What is expected: Skip the images and return the records below exactly.

========================================

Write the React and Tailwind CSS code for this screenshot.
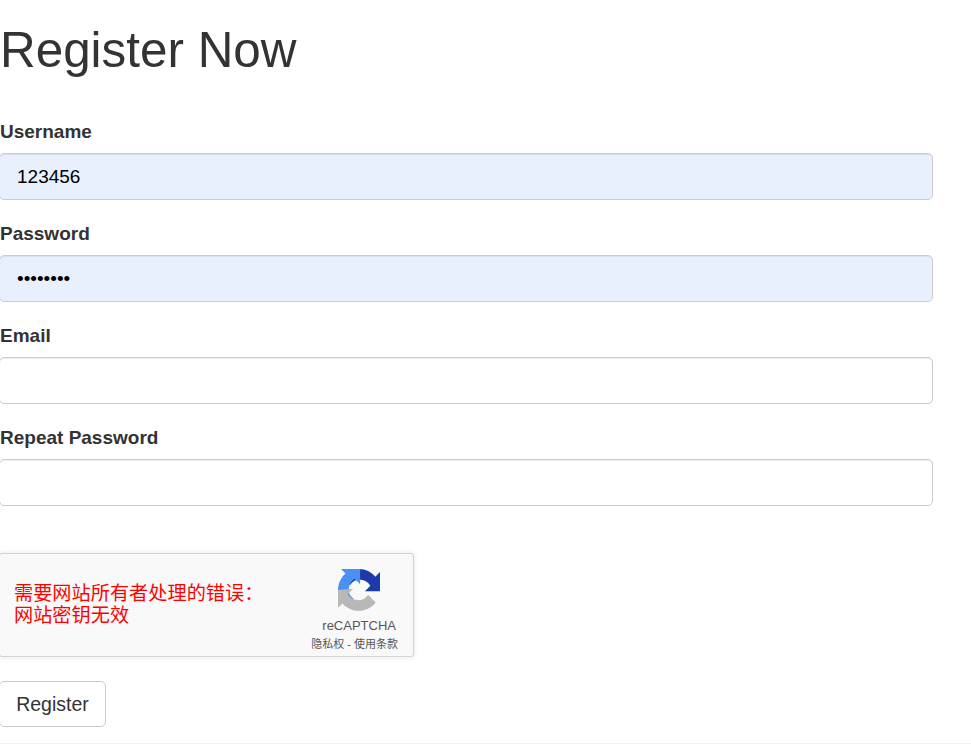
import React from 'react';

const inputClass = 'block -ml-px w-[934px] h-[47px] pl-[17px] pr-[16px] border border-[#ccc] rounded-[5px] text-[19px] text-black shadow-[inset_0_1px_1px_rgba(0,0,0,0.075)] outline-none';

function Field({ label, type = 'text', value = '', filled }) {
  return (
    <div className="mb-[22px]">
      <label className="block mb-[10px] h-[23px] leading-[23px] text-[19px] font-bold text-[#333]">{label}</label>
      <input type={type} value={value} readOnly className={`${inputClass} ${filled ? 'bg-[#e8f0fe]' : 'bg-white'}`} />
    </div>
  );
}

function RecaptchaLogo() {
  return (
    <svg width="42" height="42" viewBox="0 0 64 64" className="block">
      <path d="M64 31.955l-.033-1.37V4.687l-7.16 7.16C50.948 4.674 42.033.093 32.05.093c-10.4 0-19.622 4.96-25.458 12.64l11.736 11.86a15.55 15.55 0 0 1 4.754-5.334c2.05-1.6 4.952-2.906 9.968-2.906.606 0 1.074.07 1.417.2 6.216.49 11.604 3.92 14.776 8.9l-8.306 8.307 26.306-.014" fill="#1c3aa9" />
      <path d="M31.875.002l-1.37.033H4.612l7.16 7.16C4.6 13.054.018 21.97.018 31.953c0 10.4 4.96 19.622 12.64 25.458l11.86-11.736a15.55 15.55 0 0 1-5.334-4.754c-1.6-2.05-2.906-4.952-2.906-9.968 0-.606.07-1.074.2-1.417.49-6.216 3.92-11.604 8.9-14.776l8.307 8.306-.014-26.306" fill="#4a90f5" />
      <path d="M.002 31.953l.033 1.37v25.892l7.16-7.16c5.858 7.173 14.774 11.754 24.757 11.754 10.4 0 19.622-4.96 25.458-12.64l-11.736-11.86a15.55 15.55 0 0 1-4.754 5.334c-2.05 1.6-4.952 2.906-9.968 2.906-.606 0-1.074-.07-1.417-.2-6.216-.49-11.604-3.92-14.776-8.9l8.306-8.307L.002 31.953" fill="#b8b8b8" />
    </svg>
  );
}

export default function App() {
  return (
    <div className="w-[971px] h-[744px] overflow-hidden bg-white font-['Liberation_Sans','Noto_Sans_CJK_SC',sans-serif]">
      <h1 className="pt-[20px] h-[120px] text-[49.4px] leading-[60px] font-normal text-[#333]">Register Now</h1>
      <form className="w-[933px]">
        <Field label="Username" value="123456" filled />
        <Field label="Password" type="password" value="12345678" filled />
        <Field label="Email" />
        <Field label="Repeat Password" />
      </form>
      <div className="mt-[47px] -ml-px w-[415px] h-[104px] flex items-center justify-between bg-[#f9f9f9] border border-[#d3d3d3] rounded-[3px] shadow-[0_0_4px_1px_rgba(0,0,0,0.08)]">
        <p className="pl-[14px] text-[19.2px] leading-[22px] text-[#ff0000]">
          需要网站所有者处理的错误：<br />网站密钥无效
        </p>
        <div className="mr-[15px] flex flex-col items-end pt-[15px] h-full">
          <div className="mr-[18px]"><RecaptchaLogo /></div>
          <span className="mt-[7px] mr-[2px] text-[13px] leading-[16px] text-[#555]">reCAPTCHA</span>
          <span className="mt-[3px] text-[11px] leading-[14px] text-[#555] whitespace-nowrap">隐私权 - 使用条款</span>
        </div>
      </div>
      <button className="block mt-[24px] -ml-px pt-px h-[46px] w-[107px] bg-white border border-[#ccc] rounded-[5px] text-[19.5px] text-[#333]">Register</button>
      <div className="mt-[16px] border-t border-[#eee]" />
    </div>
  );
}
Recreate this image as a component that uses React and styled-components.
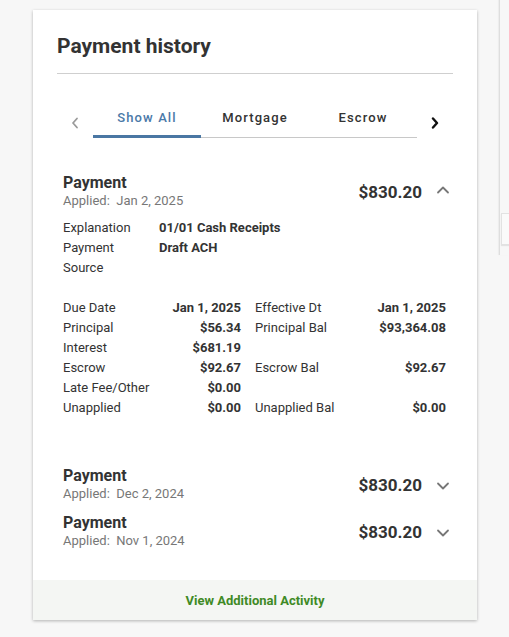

========================================

Task output:
Write the React and Tailwind CSS code for this screenshot.
import React from 'react';

const inputClass = 'block -ml-px w-[934px] h-[47px] pl-[17px] pr-[16px] border border-[#ccc] rounded-[5px] text-[19px] text-black shadow-[inset_0_1px_1px_rgba(0,0,0,0.075)] outline-none';

function Field({ label, type = 'text', value = '', filled }) {
  return (
    <div className="mb-[22px]">
      <label className="block mb-[10px] h-[23px] leading-[23px] text-[19px] font-bold text-[#333]">{label}</label>
      <input type={type} value={value} readOnly className={`${inputClass} ${filled ? 'bg-[#e8f0fe]' : 'bg-white'}`} />
    </div>
  );
}

function RecaptchaLogo() {
  return (
    <svg width="42" height="42" viewBox="0 0 64 64" className="block">
      <path d="M64 31.955l-.033-1.37V4.687l-7.16 7.16C50.948 4.674 42.033.093 32.05.093c-10.4 0-19.622 4.96-25.458 12.64l11.736 11.86a15.55 15.55 0 0 1 4.754-5.334c2.05-1.6 4.952-2.906 9.968-2.906.606 0 1.074.07 1.417.2 6.216.49 11.604 3.92 14.776 8.9l-8.306 8.307 26.306-.014" fill="#1c3aa9" />
      <path d="M31.875.002l-1.37.033H4.612l7.16 7.16C4.6 13.054.018 21.97.018 31.953c0 10.4 4.96 19.622 12.64 25.458l11.86-11.736a15.55 15.55 0 0 1-5.334-4.754c-1.6-2.05-2.906-4.952-2.906-9.968 0-.606.07-1.074.2-1.417.49-6.216 3.92-11.604 8.9-14.776l8.307 8.306-.014-26.306" fill="#4a90f5" />
      <path d="M.002 31.953l.033 1.37v25.892l7.16-7.16c5.858 7.173 14.774 11.754 24.757 11.754 10.4 0 19.622-4.96 25.458-12.64l-11.736-11.86a15.55 15.55 0 0 1-4.754 5.334c-2.05 1.6-4.952 2.906-9.968 2.906-.606 0-1.074-.07-1.417-.2-6.216-.49-11.604-3.92-14.776-8.9l8.306-8.307L.002 31.953" fill="#b8b8b8" />
    </svg>
  );
}

export default function App() {
  return (
    <div className="w-[971px] h-[744px] overflow-hidden bg-white font-['Liberation_Sans','Noto_Sans_CJK_SC',sans-serif]">
      <h1 className="pt-[20px] h-[120px] text-[49.4px] leading-[60px] font-normal text-[#333]">Register Now</h1>
      <form className="w-[933px]">
        <Field label="Username" value="123456" filled />
        <Field label="Password" type="password" value="12345678" filled />
        <Field label="Email" />
        <Field label="Repeat Password" />
      </form>
      <div className="mt-[47px] -ml-px w-[415px] h-[104px] flex items-center justify-between bg-[#f9f9f9] border border-[#d3d3d3] rounded-[3px] shadow-[0_0_4px_1px_rgba(0,0,0,0.08)]">
        <p className="pl-[14px] text-[19.2px] leading-[22px] text-[#ff0000]">
          需要网站所有者处理的错误：<br />网站密钥无效
        </p>
        <div className="mr-[15px] flex flex-col items-end pt-[15px] h-full">
          <div className="mr-[18px]"><RecaptchaLogo /></div>
          <span className="mt-[7px] mr-[2px] text-[13px] leading-[16px] text-[#555]">reCAPTCHA</span>
          <span className="mt-[3px] text-[11px] leading-[14px] text-[#555] whitespace-nowrap">隐私权 - 使用条款</span>
        </div>
      </div>
      <button className="block mt-[24px] -ml-px pt-px h-[46px] w-[107px] bg-white border border-[#ccc] rounded-[5px] text-[19.5px] text-[#333]">Register</button>
      <div className="mt-[16px] border-t border-[#eee]" />
    </div>
  );
}
Recreate this image as a component that uses React and styled-components.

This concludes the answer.